● DATASET EXCERPT:

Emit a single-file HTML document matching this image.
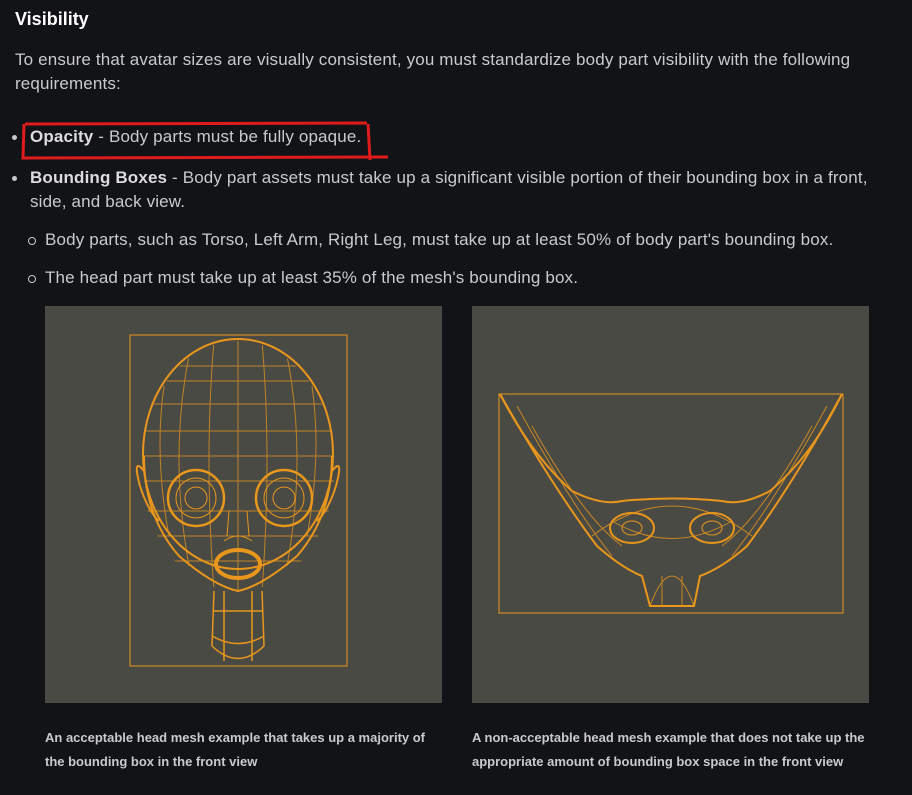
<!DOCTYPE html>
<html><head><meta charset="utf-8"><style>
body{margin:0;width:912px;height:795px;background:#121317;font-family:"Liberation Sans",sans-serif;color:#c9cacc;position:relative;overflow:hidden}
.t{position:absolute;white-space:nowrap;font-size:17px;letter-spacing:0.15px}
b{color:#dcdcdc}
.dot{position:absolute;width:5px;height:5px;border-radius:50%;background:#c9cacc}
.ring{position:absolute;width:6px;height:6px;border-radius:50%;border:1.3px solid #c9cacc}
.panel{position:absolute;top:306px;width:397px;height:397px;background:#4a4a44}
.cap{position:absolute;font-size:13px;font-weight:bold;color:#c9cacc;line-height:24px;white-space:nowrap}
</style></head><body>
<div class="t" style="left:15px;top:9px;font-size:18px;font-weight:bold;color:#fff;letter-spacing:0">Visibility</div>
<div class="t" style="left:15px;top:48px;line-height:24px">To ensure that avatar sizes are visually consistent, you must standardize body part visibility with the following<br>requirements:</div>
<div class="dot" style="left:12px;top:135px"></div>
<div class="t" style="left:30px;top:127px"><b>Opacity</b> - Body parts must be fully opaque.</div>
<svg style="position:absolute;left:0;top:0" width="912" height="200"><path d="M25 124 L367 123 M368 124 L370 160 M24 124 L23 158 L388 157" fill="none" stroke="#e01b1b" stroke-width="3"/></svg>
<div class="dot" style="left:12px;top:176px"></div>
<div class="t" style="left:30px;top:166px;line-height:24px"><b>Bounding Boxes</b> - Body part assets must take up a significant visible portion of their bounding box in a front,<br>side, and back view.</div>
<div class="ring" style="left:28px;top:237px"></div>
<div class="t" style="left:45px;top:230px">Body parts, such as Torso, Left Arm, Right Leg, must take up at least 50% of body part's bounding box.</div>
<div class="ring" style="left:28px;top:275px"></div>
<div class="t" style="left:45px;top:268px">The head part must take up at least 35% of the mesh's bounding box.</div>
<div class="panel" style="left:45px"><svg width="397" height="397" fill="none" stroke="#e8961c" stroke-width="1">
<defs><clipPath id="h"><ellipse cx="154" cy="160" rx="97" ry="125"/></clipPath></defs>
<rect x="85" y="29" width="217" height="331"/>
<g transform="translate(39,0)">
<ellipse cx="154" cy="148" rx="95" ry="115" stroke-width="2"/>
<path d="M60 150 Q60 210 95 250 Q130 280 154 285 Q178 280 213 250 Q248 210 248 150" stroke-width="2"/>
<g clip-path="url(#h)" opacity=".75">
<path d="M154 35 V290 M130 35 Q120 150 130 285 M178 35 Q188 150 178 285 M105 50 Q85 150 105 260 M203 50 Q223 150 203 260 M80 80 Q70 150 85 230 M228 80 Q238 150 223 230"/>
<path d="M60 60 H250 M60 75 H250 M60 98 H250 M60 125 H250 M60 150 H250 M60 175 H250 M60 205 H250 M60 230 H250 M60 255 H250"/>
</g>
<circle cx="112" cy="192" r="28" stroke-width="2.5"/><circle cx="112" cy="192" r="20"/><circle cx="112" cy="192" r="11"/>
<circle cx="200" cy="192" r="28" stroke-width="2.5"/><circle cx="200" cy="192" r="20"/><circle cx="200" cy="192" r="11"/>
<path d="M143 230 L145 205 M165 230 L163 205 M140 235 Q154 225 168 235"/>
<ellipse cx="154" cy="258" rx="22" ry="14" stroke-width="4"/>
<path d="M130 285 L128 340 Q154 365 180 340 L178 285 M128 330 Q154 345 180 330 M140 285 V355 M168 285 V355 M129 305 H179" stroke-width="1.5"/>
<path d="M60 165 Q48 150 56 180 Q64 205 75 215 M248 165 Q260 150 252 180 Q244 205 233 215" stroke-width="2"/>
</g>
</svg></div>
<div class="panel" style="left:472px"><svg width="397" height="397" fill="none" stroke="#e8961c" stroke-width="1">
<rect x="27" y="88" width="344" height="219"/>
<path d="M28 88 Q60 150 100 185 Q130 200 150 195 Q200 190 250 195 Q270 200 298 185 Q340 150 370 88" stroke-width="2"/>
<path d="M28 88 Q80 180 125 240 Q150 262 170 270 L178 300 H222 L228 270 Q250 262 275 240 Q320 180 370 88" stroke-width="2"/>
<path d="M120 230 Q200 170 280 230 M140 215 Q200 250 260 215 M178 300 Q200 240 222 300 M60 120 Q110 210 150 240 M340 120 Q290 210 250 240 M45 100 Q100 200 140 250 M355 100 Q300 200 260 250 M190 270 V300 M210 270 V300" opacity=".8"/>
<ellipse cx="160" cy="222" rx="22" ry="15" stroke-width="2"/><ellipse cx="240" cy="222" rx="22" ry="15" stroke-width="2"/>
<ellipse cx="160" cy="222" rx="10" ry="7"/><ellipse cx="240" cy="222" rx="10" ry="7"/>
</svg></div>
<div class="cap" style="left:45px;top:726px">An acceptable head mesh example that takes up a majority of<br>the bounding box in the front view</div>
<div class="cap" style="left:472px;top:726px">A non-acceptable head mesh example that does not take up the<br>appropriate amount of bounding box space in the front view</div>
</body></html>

● PROBLEM DESCRIPTION:
Please write out all of the material above without changing a word, and omit any pictures.

● WRITTEN SOLUTION:
Emit a single-file HTML document matching this image.
<!DOCTYPE html>
<html><head><meta charset="utf-8"><style>
body{margin:0;width:912px;height:795px;background:#121317;font-family:"Liberation Sans",sans-serif;color:#c9cacc;position:relative;overflow:hidden}
.t{position:absolute;white-space:nowrap;font-size:17px;letter-spacing:0.15px}
b{color:#dcdcdc}
.dot{position:absolute;width:5px;height:5px;border-radius:50%;background:#c9cacc}
.ring{position:absolute;width:6px;height:6px;border-radius:50%;border:1.3px solid #c9cacc}
.panel{position:absolute;top:306px;width:397px;height:397px;background:#4a4a44}
.cap{position:absolute;font-size:13px;font-weight:bold;color:#c9cacc;line-height:24px;white-space:nowrap}
</style></head><body>
<div class="t" style="left:15px;top:9px;font-size:18px;font-weight:bold;color:#fff;letter-spacing:0">Visibility</div>
<div class="t" style="left:15px;top:48px;line-height:24px">To ensure that avatar sizes are visually consistent, you must standardize body part visibility with the following<br>requirements:</div>
<div class="dot" style="left:12px;top:135px"></div>
<div class="t" style="left:30px;top:127px"><b>Opacity</b> - Body parts must be fully opaque.</div>
<svg style="position:absolute;left:0;top:0" width="912" height="200"><path d="M25 124 L367 123 M368 124 L370 160 M24 124 L23 158 L388 157" fill="none" stroke="#e01b1b" stroke-width="3"/></svg>
<div class="dot" style="left:12px;top:176px"></div>
<div class="t" style="left:30px;top:166px;line-height:24px"><b>Bounding Boxes</b> - Body part assets must take up a significant visible portion of their bounding box in a front,<br>side, and back view.</div>
<div class="ring" style="left:28px;top:237px"></div>
<div class="t" style="left:45px;top:230px">Body parts, such as Torso, Left Arm, Right Leg, must take up at least 50% of body part's bounding box.</div>
<div class="ring" style="left:28px;top:275px"></div>
<div class="t" style="left:45px;top:268px">The head part must take up at least 35% of the mesh's bounding box.</div>
<div class="panel" style="left:45px"><svg width="397" height="397" fill="none" stroke="#e8961c" stroke-width="1">
<defs><clipPath id="h"><ellipse cx="154" cy="160" rx="97" ry="125"/></clipPath></defs>
<rect x="85" y="29" width="217" height="331"/>
<g transform="translate(39,0)">
<ellipse cx="154" cy="148" rx="95" ry="115" stroke-width="2"/>
<path d="M60 150 Q60 210 95 250 Q130 280 154 285 Q178 280 213 250 Q248 210 248 150" stroke-width="2"/>
<g clip-path="url(#h)" opacity=".75">
<path d="M154 35 V290 M130 35 Q120 150 130 285 M178 35 Q188 150 178 285 M105 50 Q85 150 105 260 M203 50 Q223 150 203 260 M80 80 Q70 150 85 230 M228 80 Q238 150 223 230"/>
<path d="M60 60 H250 M60 75 H250 M60 98 H250 M60 125 H250 M60 150 H250 M60 175 H250 M60 205 H250 M60 230 H250 M60 255 H250"/>
</g>
<circle cx="112" cy="192" r="28" stroke-width="2.5"/><circle cx="112" cy="192" r="20"/><circle cx="112" cy="192" r="11"/>
<circle cx="200" cy="192" r="28" stroke-width="2.5"/><circle cx="200" cy="192" r="20"/><circle cx="200" cy="192" r="11"/>
<path d="M143 230 L145 205 M165 230 L163 205 M140 235 Q154 225 168 235"/>
<ellipse cx="154" cy="258" rx="22" ry="14" stroke-width="4"/>
<path d="M130 285 L128 340 Q154 365 180 340 L178 285 M128 330 Q154 345 180 330 M140 285 V355 M168 285 V355 M129 305 H179" stroke-width="1.5"/>
<path d="M60 165 Q48 150 56 180 Q64 205 75 215 M248 165 Q260 150 252 180 Q244 205 233 215" stroke-width="2"/>
</g>
</svg></div>
<div class="panel" style="left:472px"><svg width="397" height="397" fill="none" stroke="#e8961c" stroke-width="1">
<rect x="27" y="88" width="344" height="219"/>
<path d="M28 88 Q60 150 100 185 Q130 200 150 195 Q200 190 250 195 Q270 200 298 185 Q340 150 370 88" stroke-width="2"/>
<path d="M28 88 Q80 180 125 240 Q150 262 170 270 L178 300 H222 L228 270 Q250 262 275 240 Q320 180 370 88" stroke-width="2"/>
<path d="M120 230 Q200 170 280 230 M140 215 Q200 250 260 215 M178 300 Q200 240 222 300 M60 120 Q110 210 150 240 M340 120 Q290 210 250 240 M45 100 Q100 200 140 250 M355 100 Q300 200 260 250 M190 270 V300 M210 270 V300" opacity=".8"/>
<ellipse cx="160" cy="222" rx="22" ry="15" stroke-width="2"/><ellipse cx="240" cy="222" rx="22" ry="15" stroke-width="2"/>
<ellipse cx="160" cy="222" rx="10" ry="7"/><ellipse cx="240" cy="222" rx="10" ry="7"/>
</svg></div>
<div class="cap" style="left:45px;top:726px">An acceptable head mesh example that takes up a majority of<br>the bounding box in the front view</div>
<div class="cap" style="left:472px;top:726px">A non-acceptable head mesh example that does not take up the<br>appropriate amount of bounding box space in the front view</div>
</body></html>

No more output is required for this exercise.